### DATA EXCERPT
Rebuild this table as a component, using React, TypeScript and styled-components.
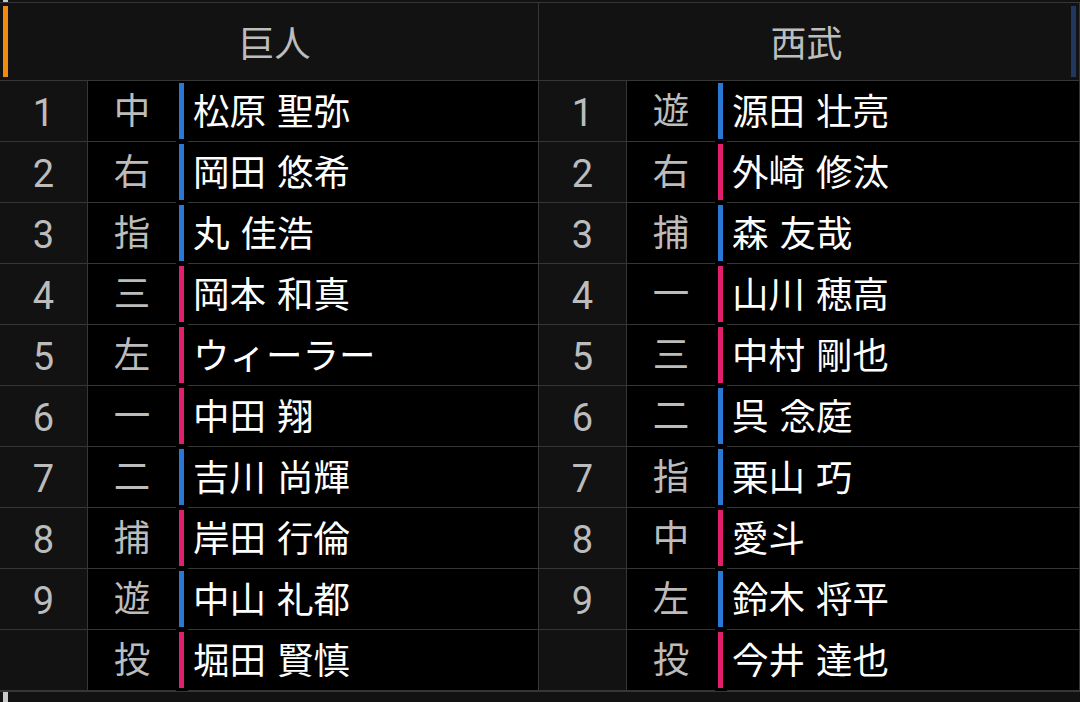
import React from "react";
import styled, { createGlobalStyle } from "styled-components";

const GlobalStyle = createGlobalStyle`
  html, body {
    margin: 0;
    padding: 0;
    background: #121212;
  }
  body {
    font-family: "Roboto", "Noto Sans CJK JP", "Noto Sans", sans-serif;
    width: 1080px;
    height: 702px;
    overflow: hidden;
  }
`;

type Hand = "R" | "L";

interface Player {
  order: string;
  pos: string;
  name: string;
  hand: Hand;
}

const giants: Player[] = [
  { order: "1", pos: "中", name: "松原 聖弥", hand: "L" },
  { order: "2", pos: "右", name: "岡田 悠希", hand: "L" },
  { order: "3", pos: "指", name: "丸 佳浩", hand: "L" },
  { order: "4", pos: "三", name: "岡本 和真", hand: "R" },
  { order: "5", pos: "左", name: "ウィーラー", hand: "R" },
  { order: "6", pos: "一", name: "中田 翔", hand: "R" },
  { order: "7", pos: "二", name: "吉川 尚輝", hand: "L" },
  { order: "8", pos: "捕", name: "岸田 行倫", hand: "R" },
  { order: "9", pos: "遊", name: "中山 礼都", hand: "L" },
  { order: "", pos: "投", name: "堀田 賢慎", hand: "R" },
];

const seibu: Player[] = [
  { order: "1", pos: "遊", name: "源田 壮亮", hand: "L" },
  { order: "2", pos: "右", name: "外崎 修汰", hand: "R" },
  { order: "3", pos: "捕", name: "森 友哉", hand: "L" },
  { order: "4", pos: "一", name: "山川 穂高", hand: "R" },
  { order: "5", pos: "三", name: "中村 剛也", hand: "R" },
  { order: "6", pos: "二", name: "呉 念庭", hand: "L" },
  { order: "7", pos: "指", name: "栗山 巧", hand: "L" },
  { order: "8", pos: "中", name: "愛斗", hand: "R" },
  { order: "9", pos: "左", name: "鈴木 将平", hand: "L" },
  { order: "", pos: "投", name: "今井 達也", hand: "R" },
];

const LINE = "#363636";

const Page = styled.div`
  display: flex;
  flex-direction: column;
  width: 1080px;
`;

const ScrollStrip = styled.div<{ $h: number }>`
  height: ${(p) => p.$h}px;
  display: flex;
  padding-left: 3px;
`;

const Thumb = styled.div`
  width: 5px;
  background: #c9c9c9;
`;

const Board = styled.div`
  display: grid;
  grid-template-columns: 539px 541px;
  border-top: 1px solid ${LINE};
  border-bottom: 1px solid ${LINE};
`;

const Panel = styled.div`
  display: flex;
  flex-direction: column;
  border-right: 1px solid ${LINE};
  background: #000;
`;

const Header = styled.div<{ $right?: boolean }>`
  height: 77px;
  border-bottom: 1px solid ${LINE};
  background: #121212;
  display: flex;
  flex-direction: ${(p) => (p.$right ? "row-reverse" : "row")};
  align-items: center;
  padding: 0 3px;
`;

const TeamBar = styled.div<{ $color: string }>`
  width: 5px;
  height: 71px;
  background: ${(p) => p.$color};
  flex: none;
`;

const TeamName = styled.div<{ $shift: number }>`
  flex: 1;
  text-align: center;
  color: #bdbdbd;
  font-family: "Noto Sans CJK JP", sans-serif;
  font-size: 36px;
  line-height: 1;
  padding-bottom: 2px;
  transform: translateX(${(p) => p.$shift}px);
`;

const Row = styled.div`
  display: grid;
  grid-template-columns: 88px 88px 12px 1fr;
  height: 61px;
`;

const Cell = styled.div`
  border-bottom: 1px solid ${LINE};
  display: flex;
  align-items: center;
  line-height: 1;
`;

const NumCell = styled(Cell)`
  background: #121212;
  border-right: 1px solid ${LINE};
  justify-content: center;
  color: #bcbcbc;
  font-family: "Roboto", sans-serif;
  font-size: 38px;
  padding-top: 3px;
`;

const PosCell = styled(Cell)`
  justify-content: center;
  color: #bcbcbc;
  font-family: "Noto Sans CJK JP", sans-serif;
  font-size: 36.5px;
  padding-bottom: 3px;
`;

const BarCell = styled.div`
  padding: 2px 3px 3px 3px;
  display: flex;
`;

const HandBar = styled.div<{ $hand: Hand }>`
  width: 5px;
  background: ${(p) => (p.$hand === "L" ? "#2a78d3" : "#e11f6d")};
`;

const NameCell = styled(Cell)`
  color: #ffffff;
  font-family: "Roboto", "Noto Sans CJK JP", sans-serif;
  font-size: 36.5px;
  padding-left: 5px;
  padding-top: 5px;
  white-space: nowrap;
  word-spacing: 2px;
`;

function Team({
  name,
  color,
  right,
  players,
}: {
  name: string;
  color: string;
  right?: boolean;
  players: Player[];
}) {
  return (
    <Panel>
      <Header $right={right}>
        <TeamBar $color={color} />
        <TeamName $shift={right ? 0 : 3}>{name}</TeamName>
      </Header>
      {players.map((p, i) => (
        <Row key={i}>
          <NumCell>{p.order}</NumCell>
          <PosCell>{p.pos}</PosCell>
          <BarCell>
            <HandBar $hand={p.hand} />
          </BarCell>
          <NameCell>{p.name}</NameCell>
        </Row>
      ))}
    </Panel>
  );
}

export default function App() {
  return (
    <>
      <GlobalStyle />
      <Page>
        <ScrollStrip $h={2}>
          <Thumb />
        </ScrollStrip>
        <Board>
          <Team name="巨人" color="#f38a0b" players={giants} />
          <Team name="西武" color="#22375f" right players={seibu} />
        </Board>
        <ScrollStrip $h={10}>
          <Thumb />
        </ScrollStrip>
      </Page>
    </>
  );
}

### TASK INSTRUCTIONS
Reproduce the whole listing above word for word, but not its pictures.

### RESPONSE FOR THIS EXERCISE
Rebuild this table as a component, using React, TypeScript and styled-components.
import React from "react";
import styled, { createGlobalStyle } from "styled-components";

const GlobalStyle = createGlobalStyle`
  html, body {
    margin: 0;
    padding: 0;
    background: #121212;
  }
  body {
    font-family: "Roboto", "Noto Sans CJK JP", "Noto Sans", sans-serif;
    width: 1080px;
    height: 702px;
    overflow: hidden;
  }
`;

type Hand = "R" | "L";

interface Player {
  order: string;
  pos: string;
  name: string;
  hand: Hand;
}

const giants: Player[] = [
  { order: "1", pos: "中", name: "松原 聖弥", hand: "L" },
  { order: "2", pos: "右", name: "岡田 悠希", hand: "L" },
  { order: "3", pos: "指", name: "丸 佳浩", hand: "L" },
  { order: "4", pos: "三", name: "岡本 和真", hand: "R" },
  { order: "5", pos: "左", name: "ウィーラー", hand: "R" },
  { order: "6", pos: "一", name: "中田 翔", hand: "R" },
  { order: "7", pos: "二", name: "吉川 尚輝", hand: "L" },
  { order: "8", pos: "捕", name: "岸田 行倫", hand: "R" },
  { order: "9", pos: "遊", name: "中山 礼都", hand: "L" },
  { order: "", pos: "投", name: "堀田 賢慎", hand: "R" },
];

const seibu: Player[] = [
  { order: "1", pos: "遊", name: "源田 壮亮", hand: "L" },
  { order: "2", pos: "右", name: "外崎 修汰", hand: "R" },
  { order: "3", pos: "捕", name: "森 友哉", hand: "L" },
  { order: "4", pos: "一", name: "山川 穂高", hand: "R" },
  { order: "5", pos: "三", name: "中村 剛也", hand: "R" },
  { order: "6", pos: "二", name: "呉 念庭", hand: "L" },
  { order: "7", pos: "指", name: "栗山 巧", hand: "L" },
  { order: "8", pos: "中", name: "愛斗", hand: "R" },
  { order: "9", pos: "左", name: "鈴木 将平", hand: "L" },
  { order: "", pos: "投", name: "今井 達也", hand: "R" },
];

const LINE = "#363636";

const Page = styled.div`
  display: flex;
  flex-direction: column;
  width: 1080px;
`;

const ScrollStrip = styled.div<{ $h: number }>`
  height: ${(p) => p.$h}px;
  display: flex;
  padding-left: 3px;
`;

const Thumb = styled.div`
  width: 5px;
  background: #c9c9c9;
`;

const Board = styled.div`
  display: grid;
  grid-template-columns: 539px 541px;
  border-top: 1px solid ${LINE};
  border-bottom: 1px solid ${LINE};
`;

const Panel = styled.div`
  display: flex;
  flex-direction: column;
  border-right: 1px solid ${LINE};
  background: #000;
`;

const Header = styled.div<{ $right?: boolean }>`
  height: 77px;
  border-bottom: 1px solid ${LINE};
  background: #121212;
  display: flex;
  flex-direction: ${(p) => (p.$right ? "row-reverse" : "row")};
  align-items: center;
  padding: 0 3px;
`;

const TeamBar = styled.div<{ $color: string }>`
  width: 5px;
  height: 71px;
  background: ${(p) => p.$color};
  flex: none;
`;

const TeamName = styled.div<{ $shift: number }>`
  flex: 1;
  text-align: center;
  color: #bdbdbd;
  font-family: "Noto Sans CJK JP", sans-serif;
  font-size: 36px;
  line-height: 1;
  padding-bottom: 2px;
  transform: translateX(${(p) => p.$shift}px);
`;

const Row = styled.div`
  display: grid;
  grid-template-columns: 88px 88px 12px 1fr;
  height: 61px;
`;

const Cell = styled.div`
  border-bottom: 1px solid ${LINE};
  display: flex;
  align-items: center;
  line-height: 1;
`;

const NumCell = styled(Cell)`
  background: #121212;
  border-right: 1px solid ${LINE};
  justify-content: center;
  color: #bcbcbc;
  font-family: "Roboto", sans-serif;
  font-size: 38px;
  padding-top: 3px;
`;

const PosCell = styled(Cell)`
  justify-content: center;
  color: #bcbcbc;
  font-family: "Noto Sans CJK JP", sans-serif;
  font-size: 36.5px;
  padding-bottom: 3px;
`;

const BarCell = styled.div`
  padding: 2px 3px 3px 3px;
  display: flex;
`;

const HandBar = styled.div<{ $hand: Hand }>`
  width: 5px;
  background: ${(p) => (p.$hand === "L" ? "#2a78d3" : "#e11f6d")};
`;

const NameCell = styled(Cell)`
  color: #ffffff;
  font-family: "Roboto", "Noto Sans CJK JP", sans-serif;
  font-size: 36.5px;
  padding-left: 5px;
  padding-top: 5px;
  white-space: nowrap;
  word-spacing: 2px;
`;

function Team({
  name,
  color,
  right,
  players,
}: {
  name: string;
  color: string;
  right?: boolean;
  players: Player[];
}) {
  return (
    <Panel>
      <Header $right={right}>
        <TeamBar $color={color} />
        <TeamName $shift={right ? 0 : 3}>{name}</TeamName>
      </Header>
      {players.map((p, i) => (
        <Row key={i}>
          <NumCell>{p.order}</NumCell>
          <PosCell>{p.pos}</PosCell>
          <BarCell>
            <HandBar $hand={p.hand} />
          </BarCell>
          <NameCell>{p.name}</NameCell>
        </Row>
      ))}
    </Panel>
  );
}

export default function App() {
  return (
    <>
      <GlobalStyle />
      <Page>
        <ScrollStrip $h={2}>
          <Thumb />
        </ScrollStrip>
        <Board>
          <Team name="巨人" color="#f38a0b" players={giants} />
          <Team name="西武" color="#22375f" right players={seibu} />
        </Board>
        <ScrollStrip $h={10}>
          <Thumb />
        </ScrollStrip>
      </Page>
    </>
  );
}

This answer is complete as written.